Before: Hoekstra, P.J, and Cavanagh and Gage, J.J.
PER CURIAM.
In this case arising from an employment relationship between plaintiff and defendants,
defendants appeal as of right the trial court’s order of final judgment awarding plaintiff
$70,307.83.1 We reverse and remand.
Plaintiff filed a five-count complaint against defendants and made a jury demand. After a
hearing, the trial court determined that the provisions of plaintiff’s complaint relating to contract
would be heard before a jury and thereafter the court would try the equitable claims. After the
jury returned a verdict in favor of defendants on the two counts before it, the trial court
considered plaintiff’s equitable claim of promissory estoppel. The trial court found that plaintiff
was entitled to the equitable relief of promissory estoppel.

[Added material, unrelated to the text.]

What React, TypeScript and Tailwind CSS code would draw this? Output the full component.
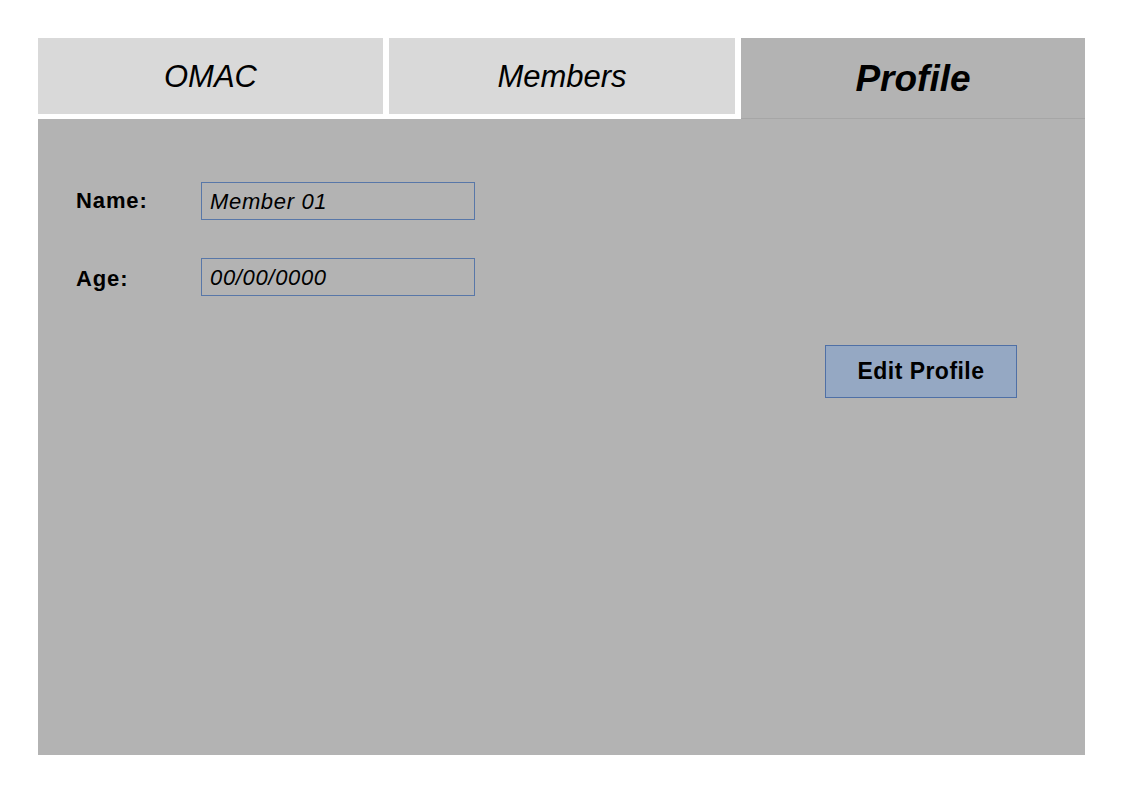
import { useState } from 'react'

const tabs = [
  { label: 'OMAC', w: 'w-[345px]' },
  { label: 'Members', w: 'w-[346px]' },
  { label: 'Profile', w: 'w-[344px]' },
]

export default function App() {
  const [active, setActive] = useState('Profile')

  return (
    <div className="min-h-[794px] w-full bg-white px-[38px] pt-[38px] font-['Liberation_Sans',Arial,sans-serif] text-black">
      <div className="flex w-[1047px] items-start gap-[6px]">
        {tabs.map((t) =>
          t.label === active ? (
            <button
              key={t.label}
              onClick={() => setActive(t.label)}
              className={`flex h-[81px] ${t.w} items-center justify-center border-b border-[#a6a6a6] bg-[#b3b3b3] pt-[2px] text-[37px] font-bold italic`}
            >
              {t.label}
            </button>
          ) : (
            <button
              key={t.label}
              onClick={() => setActive(t.label)}
              className={`flex h-[76px] ${t.w} items-center justify-center bg-[#d9d9d9] pt-[2px] text-[31px] italic`}
            >
              {t.label}
            </button>
          ),
        )}
      </div>

      <div className="flex h-[636px] w-[1047px] flex-col bg-[#b3b3b3] pt-[63px] pl-[38px] pr-[68px]">
        <div className="flex flex-col gap-[38px]">
          <div className="flex items-center">
            <span className="w-[125px] pb-[2px] text-[22px] font-bold tracking-[0.04em]">Name:</span>
            <div className="flex h-[38px] w-[274px] items-center border border-[#5877a8] px-[8px] text-[22px] italic tracking-[0.03em]">
              Member 01
            </div>
          </div>
          <div className="flex items-center">
            <span className="w-[125px] pt-[3px] text-[22px] font-bold tracking-[0.04em]">Age:</span>
            <div className="flex h-[38px] w-[274px] items-center border border-[#5877a8] px-[8px] text-[22px] italic tracking-[0.03em]">
              00/00/0000
            </div>
          </div>
        </div>
        <div className="mt-[49px] flex justify-end">
          <button className="flex h-[53px] w-[192px] items-center justify-center border border-[#4f70a6] bg-[#95a8c3] text-[23px] font-bold tracking-[0.02em]">
            Edit Profile
          </button>
        </div>
      </div>
    </div>
  )
}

Because we find that the trial court
erred in its application of promissory estoppel, we need not consider the further action on the
remaining two counts of plaintiff’s complaint.
Defendants argue that the trial court erred in entering judgment for plaintiff on the basis
of promissory estoppel because none of the elements of promissory estoppel were met.
1
After the trial court ruled in favor of plaintiff on his promissory estoppel claim, further
proceedings ensued on plaintiff’s complaint before the order of final judgment was entered on
September 25, 1998.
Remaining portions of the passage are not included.